### WHAT THE TASK REQUIRES
Where a line below holds the string "this", copy that line.

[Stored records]
::::
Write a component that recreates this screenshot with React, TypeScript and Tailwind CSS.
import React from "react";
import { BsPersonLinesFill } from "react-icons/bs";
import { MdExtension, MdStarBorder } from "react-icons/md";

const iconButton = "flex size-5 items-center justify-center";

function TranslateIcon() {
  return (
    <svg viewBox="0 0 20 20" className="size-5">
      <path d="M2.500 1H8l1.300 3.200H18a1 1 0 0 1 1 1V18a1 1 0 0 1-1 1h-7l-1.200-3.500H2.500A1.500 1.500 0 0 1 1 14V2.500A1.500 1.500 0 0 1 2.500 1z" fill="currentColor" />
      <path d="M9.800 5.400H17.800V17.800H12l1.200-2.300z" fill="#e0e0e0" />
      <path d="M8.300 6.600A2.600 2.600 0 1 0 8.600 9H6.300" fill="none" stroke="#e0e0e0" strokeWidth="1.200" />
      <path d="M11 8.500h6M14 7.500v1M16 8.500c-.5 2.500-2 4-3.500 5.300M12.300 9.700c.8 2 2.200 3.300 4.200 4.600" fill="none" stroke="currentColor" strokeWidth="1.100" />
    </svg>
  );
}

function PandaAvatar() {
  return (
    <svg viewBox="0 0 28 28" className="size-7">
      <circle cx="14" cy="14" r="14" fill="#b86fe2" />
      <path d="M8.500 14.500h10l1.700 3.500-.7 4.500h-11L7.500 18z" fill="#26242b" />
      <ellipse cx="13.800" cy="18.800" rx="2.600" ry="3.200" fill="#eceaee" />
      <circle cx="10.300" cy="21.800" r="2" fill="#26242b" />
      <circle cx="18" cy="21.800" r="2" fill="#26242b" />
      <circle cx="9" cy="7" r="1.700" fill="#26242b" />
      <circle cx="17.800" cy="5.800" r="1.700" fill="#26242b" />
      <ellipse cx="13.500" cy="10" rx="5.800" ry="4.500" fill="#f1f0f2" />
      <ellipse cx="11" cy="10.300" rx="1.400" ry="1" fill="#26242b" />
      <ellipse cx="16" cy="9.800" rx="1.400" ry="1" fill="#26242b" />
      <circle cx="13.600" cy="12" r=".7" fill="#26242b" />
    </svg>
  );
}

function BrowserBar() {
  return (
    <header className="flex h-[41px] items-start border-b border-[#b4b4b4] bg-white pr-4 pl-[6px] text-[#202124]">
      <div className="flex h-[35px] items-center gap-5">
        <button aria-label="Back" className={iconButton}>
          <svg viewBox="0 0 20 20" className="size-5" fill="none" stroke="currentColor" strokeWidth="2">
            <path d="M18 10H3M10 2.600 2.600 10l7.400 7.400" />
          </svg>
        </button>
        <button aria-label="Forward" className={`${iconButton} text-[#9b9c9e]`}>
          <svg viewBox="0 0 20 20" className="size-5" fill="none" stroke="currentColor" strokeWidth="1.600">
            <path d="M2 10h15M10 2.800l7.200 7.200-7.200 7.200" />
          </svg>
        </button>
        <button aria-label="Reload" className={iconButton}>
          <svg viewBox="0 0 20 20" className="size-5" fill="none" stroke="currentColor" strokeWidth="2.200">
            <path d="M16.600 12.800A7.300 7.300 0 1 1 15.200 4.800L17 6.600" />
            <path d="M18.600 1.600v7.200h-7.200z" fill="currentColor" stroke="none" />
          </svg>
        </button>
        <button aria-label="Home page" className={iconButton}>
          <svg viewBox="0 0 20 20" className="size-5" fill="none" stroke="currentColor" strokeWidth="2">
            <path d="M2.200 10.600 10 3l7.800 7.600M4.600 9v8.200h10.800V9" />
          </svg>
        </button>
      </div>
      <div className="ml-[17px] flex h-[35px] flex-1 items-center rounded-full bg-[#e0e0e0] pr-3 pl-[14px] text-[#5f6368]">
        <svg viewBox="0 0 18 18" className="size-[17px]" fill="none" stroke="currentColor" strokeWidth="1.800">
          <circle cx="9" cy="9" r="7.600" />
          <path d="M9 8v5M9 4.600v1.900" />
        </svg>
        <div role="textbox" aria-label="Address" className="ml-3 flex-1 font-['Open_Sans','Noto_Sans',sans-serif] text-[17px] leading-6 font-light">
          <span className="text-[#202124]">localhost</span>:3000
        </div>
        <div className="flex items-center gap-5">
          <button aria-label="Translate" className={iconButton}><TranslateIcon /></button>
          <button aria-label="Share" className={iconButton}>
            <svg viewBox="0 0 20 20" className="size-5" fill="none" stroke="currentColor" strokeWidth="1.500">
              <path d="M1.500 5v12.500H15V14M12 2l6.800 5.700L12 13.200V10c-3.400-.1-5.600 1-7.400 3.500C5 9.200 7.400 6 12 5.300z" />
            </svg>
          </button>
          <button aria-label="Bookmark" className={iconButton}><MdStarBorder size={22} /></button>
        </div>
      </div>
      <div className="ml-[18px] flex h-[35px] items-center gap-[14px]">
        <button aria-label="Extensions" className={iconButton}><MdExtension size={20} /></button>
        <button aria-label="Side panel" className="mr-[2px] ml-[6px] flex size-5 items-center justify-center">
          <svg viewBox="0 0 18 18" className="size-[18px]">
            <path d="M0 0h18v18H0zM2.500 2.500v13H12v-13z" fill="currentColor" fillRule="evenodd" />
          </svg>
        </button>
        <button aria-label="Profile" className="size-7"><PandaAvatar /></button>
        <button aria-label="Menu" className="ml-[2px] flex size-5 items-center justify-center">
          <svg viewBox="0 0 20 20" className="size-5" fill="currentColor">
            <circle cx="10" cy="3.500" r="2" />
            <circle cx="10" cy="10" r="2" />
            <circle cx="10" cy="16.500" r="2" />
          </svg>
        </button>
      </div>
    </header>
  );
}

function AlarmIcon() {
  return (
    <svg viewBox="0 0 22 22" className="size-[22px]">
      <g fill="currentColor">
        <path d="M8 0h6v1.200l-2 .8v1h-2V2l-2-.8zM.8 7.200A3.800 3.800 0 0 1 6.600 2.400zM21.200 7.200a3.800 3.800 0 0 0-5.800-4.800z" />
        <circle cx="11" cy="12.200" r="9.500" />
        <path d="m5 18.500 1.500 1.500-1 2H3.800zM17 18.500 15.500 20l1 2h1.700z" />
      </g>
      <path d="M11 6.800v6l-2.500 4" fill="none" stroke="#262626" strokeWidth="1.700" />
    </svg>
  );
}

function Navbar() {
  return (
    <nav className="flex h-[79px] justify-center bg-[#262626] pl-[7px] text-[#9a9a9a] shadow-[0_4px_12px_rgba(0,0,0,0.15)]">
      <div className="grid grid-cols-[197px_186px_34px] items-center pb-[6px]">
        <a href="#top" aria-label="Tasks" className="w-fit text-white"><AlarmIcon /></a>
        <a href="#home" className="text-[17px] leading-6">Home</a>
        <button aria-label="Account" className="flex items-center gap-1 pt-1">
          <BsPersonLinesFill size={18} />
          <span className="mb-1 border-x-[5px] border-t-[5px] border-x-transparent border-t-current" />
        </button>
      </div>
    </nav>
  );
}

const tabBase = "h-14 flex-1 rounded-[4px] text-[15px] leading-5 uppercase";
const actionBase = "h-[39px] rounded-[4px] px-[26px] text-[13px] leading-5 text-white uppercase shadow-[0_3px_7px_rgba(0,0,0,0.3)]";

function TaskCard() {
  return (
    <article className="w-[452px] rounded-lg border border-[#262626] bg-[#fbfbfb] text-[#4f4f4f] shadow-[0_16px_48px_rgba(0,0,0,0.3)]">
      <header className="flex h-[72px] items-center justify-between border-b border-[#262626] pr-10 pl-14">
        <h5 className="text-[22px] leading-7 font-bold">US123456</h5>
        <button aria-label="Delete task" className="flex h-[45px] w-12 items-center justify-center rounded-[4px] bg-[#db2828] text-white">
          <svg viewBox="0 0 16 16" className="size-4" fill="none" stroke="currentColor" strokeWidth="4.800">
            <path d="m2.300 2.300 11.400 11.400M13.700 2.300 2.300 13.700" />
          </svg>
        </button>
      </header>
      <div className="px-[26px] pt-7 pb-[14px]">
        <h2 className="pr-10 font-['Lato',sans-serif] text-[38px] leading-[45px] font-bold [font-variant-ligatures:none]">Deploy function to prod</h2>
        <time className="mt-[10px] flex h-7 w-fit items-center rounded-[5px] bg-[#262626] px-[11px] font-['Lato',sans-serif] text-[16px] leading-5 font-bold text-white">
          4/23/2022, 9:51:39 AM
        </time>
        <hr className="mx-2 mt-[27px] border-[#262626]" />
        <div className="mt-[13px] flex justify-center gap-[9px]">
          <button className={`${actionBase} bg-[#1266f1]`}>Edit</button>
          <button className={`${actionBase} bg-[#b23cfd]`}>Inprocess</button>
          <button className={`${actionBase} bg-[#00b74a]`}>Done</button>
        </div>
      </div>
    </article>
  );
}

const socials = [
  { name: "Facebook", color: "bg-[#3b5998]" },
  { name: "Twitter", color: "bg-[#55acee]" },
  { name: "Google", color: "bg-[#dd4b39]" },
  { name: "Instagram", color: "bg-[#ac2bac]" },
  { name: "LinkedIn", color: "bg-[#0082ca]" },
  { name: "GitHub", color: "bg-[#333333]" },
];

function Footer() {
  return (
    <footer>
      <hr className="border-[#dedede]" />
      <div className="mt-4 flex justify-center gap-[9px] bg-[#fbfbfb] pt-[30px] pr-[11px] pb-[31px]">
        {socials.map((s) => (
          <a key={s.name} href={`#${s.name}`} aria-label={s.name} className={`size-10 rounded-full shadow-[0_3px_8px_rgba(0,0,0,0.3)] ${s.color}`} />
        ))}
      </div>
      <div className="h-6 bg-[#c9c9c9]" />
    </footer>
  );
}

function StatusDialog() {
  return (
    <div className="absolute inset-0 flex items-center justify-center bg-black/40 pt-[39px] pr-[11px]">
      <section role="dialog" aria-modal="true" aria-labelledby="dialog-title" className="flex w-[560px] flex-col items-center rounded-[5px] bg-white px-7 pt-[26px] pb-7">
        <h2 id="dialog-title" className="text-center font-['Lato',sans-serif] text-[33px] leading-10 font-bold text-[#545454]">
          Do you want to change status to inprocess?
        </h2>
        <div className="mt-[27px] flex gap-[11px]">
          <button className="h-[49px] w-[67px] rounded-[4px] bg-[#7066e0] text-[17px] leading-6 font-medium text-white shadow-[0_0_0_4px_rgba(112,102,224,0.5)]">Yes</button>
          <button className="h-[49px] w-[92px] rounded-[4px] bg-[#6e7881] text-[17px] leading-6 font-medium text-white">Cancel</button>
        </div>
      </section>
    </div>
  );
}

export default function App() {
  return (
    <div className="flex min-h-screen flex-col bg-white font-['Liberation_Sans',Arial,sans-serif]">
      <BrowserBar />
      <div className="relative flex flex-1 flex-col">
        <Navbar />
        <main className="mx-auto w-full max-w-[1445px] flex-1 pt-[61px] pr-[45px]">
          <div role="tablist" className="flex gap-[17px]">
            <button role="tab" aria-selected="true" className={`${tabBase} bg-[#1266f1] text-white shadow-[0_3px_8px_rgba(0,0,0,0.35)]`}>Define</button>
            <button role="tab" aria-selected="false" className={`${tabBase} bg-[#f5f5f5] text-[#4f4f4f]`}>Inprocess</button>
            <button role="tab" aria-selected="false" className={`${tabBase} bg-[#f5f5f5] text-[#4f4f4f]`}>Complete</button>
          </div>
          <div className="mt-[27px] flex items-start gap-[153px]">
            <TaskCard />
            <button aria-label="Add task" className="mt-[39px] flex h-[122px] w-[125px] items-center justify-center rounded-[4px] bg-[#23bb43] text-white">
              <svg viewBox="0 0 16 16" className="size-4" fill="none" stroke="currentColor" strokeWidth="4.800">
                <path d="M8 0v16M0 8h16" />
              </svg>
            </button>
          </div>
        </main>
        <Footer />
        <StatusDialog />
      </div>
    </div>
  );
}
::::
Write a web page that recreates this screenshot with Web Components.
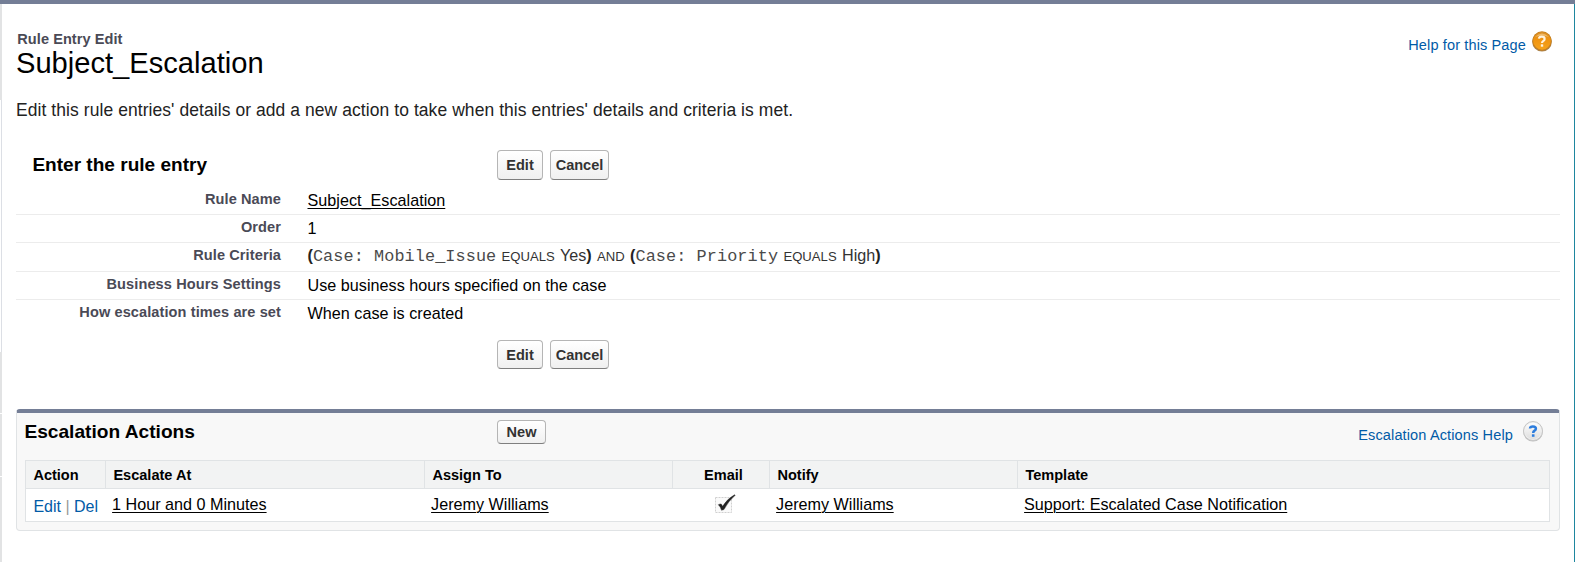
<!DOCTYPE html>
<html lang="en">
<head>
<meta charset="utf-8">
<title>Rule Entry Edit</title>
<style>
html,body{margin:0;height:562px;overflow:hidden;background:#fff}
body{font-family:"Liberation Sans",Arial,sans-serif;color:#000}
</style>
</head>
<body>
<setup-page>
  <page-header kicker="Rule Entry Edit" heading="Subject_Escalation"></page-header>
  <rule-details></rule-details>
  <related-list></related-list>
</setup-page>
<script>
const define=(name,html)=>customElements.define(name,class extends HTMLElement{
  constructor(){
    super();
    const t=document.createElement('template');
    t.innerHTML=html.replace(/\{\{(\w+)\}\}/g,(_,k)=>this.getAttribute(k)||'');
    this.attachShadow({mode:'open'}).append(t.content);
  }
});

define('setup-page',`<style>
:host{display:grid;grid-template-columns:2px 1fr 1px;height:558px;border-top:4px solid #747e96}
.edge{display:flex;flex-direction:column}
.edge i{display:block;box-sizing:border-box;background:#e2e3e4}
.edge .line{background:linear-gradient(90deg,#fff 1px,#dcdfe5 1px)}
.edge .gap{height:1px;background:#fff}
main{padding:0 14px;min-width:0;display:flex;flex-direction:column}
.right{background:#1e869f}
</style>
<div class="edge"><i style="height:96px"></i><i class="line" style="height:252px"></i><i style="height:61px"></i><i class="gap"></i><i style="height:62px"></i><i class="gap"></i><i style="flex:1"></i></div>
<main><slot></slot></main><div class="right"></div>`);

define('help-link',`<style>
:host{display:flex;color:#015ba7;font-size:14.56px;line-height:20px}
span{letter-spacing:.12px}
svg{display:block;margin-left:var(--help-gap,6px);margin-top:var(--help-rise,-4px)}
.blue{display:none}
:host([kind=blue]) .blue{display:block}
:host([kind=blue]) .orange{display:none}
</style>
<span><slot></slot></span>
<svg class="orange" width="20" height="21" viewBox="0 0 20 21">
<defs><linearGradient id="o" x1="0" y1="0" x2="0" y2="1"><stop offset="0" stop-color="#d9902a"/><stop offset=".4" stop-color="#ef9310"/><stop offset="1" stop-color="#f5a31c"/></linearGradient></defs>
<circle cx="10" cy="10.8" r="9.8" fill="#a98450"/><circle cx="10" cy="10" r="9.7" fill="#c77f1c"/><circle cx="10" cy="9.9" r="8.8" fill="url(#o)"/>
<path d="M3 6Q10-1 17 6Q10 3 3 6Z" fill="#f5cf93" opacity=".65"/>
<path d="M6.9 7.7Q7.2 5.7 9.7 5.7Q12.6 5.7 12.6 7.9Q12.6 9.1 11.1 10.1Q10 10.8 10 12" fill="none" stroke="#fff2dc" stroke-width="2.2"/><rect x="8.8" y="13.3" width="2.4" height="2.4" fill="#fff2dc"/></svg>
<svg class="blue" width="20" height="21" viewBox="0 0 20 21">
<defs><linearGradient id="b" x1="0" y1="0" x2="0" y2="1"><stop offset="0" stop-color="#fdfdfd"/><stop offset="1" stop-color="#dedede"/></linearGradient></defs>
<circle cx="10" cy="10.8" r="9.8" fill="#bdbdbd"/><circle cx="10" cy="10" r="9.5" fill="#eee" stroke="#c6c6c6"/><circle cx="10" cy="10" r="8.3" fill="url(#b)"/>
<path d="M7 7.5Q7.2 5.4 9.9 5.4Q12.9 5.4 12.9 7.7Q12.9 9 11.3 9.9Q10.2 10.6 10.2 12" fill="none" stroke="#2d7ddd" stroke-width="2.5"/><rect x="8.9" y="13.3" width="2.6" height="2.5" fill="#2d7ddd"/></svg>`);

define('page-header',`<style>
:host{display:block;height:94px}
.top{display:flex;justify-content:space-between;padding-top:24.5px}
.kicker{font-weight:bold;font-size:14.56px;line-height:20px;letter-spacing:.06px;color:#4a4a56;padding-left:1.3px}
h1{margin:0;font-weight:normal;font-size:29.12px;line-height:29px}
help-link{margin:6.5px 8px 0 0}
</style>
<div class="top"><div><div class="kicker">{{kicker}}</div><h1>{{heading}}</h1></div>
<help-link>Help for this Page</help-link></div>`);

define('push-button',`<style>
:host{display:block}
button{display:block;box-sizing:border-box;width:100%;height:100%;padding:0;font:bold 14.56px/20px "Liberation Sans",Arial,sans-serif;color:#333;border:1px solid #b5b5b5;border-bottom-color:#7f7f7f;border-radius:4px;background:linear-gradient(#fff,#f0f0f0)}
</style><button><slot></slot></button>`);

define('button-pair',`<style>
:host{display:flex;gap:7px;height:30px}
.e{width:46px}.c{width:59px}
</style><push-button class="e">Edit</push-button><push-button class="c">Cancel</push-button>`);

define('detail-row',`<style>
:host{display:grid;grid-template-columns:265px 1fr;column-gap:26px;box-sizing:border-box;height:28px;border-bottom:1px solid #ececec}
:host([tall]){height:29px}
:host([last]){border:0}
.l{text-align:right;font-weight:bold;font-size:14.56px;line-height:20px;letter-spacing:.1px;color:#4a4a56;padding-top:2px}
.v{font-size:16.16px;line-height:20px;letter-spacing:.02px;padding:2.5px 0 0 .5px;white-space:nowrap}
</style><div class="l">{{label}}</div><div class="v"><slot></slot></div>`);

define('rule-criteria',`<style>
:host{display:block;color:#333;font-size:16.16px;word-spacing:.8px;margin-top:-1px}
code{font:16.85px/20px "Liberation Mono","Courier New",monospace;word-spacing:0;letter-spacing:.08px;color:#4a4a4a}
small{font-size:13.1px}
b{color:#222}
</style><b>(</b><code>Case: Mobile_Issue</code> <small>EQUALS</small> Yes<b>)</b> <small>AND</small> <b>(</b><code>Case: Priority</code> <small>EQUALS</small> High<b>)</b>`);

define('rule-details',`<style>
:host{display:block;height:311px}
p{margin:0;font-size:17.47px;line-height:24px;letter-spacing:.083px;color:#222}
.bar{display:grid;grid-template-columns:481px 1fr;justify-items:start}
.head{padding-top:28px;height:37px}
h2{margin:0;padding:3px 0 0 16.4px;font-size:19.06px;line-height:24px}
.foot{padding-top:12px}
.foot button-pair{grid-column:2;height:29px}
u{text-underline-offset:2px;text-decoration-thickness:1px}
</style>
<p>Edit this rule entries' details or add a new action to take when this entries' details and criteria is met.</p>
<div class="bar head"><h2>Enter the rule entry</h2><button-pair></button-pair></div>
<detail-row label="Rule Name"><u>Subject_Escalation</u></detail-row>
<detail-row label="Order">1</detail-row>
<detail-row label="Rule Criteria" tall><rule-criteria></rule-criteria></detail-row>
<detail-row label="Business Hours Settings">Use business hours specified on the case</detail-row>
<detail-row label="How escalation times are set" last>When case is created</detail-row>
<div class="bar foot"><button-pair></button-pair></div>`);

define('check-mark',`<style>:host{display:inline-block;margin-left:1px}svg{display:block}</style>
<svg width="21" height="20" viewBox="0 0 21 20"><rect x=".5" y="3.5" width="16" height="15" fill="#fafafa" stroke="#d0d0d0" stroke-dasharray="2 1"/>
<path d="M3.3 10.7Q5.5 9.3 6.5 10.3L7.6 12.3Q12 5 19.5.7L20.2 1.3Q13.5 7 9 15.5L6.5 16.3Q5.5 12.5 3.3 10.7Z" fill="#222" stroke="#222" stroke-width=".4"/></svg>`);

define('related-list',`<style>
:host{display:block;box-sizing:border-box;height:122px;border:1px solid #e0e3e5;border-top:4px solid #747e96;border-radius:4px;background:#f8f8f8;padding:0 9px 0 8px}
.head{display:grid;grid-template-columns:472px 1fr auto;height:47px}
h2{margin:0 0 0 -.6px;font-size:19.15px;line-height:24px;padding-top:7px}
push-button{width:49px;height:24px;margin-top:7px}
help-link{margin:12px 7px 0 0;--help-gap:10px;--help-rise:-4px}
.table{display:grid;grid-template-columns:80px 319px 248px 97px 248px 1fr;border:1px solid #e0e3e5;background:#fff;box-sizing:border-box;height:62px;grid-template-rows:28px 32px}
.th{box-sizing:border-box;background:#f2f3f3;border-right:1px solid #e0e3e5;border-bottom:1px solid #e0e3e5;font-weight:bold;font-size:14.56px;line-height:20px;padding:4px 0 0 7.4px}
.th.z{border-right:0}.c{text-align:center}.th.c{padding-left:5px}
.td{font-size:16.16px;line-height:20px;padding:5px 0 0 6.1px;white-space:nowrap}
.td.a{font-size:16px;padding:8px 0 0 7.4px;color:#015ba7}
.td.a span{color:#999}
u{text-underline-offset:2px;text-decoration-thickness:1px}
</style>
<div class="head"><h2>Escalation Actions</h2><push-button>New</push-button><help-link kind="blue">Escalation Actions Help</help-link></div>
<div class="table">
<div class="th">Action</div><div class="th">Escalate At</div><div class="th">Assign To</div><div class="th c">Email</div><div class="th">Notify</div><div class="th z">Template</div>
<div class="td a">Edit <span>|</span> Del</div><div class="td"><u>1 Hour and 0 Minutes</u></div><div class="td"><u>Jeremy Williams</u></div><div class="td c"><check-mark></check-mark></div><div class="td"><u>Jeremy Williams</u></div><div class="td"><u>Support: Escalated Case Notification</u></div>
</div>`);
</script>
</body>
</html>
::::
### RESPONSE
Write a component that recreates this screenshot with React, TypeScript and Tailwind CSS.
Write a web page that recreates this screenshot with Web Components.
    t.innerHTML=html.replace(/\{\{(\w+)\}\}/g,(_,k)=>this.getAttribute(k)||'');
    this.attachShadow({mode:'open'}).append(t.content);
<help-link>Help for this Page</help-link></div>`);
<p>Edit this rule entries' details or add a new action to take when this entries' details and criteria is met.</p>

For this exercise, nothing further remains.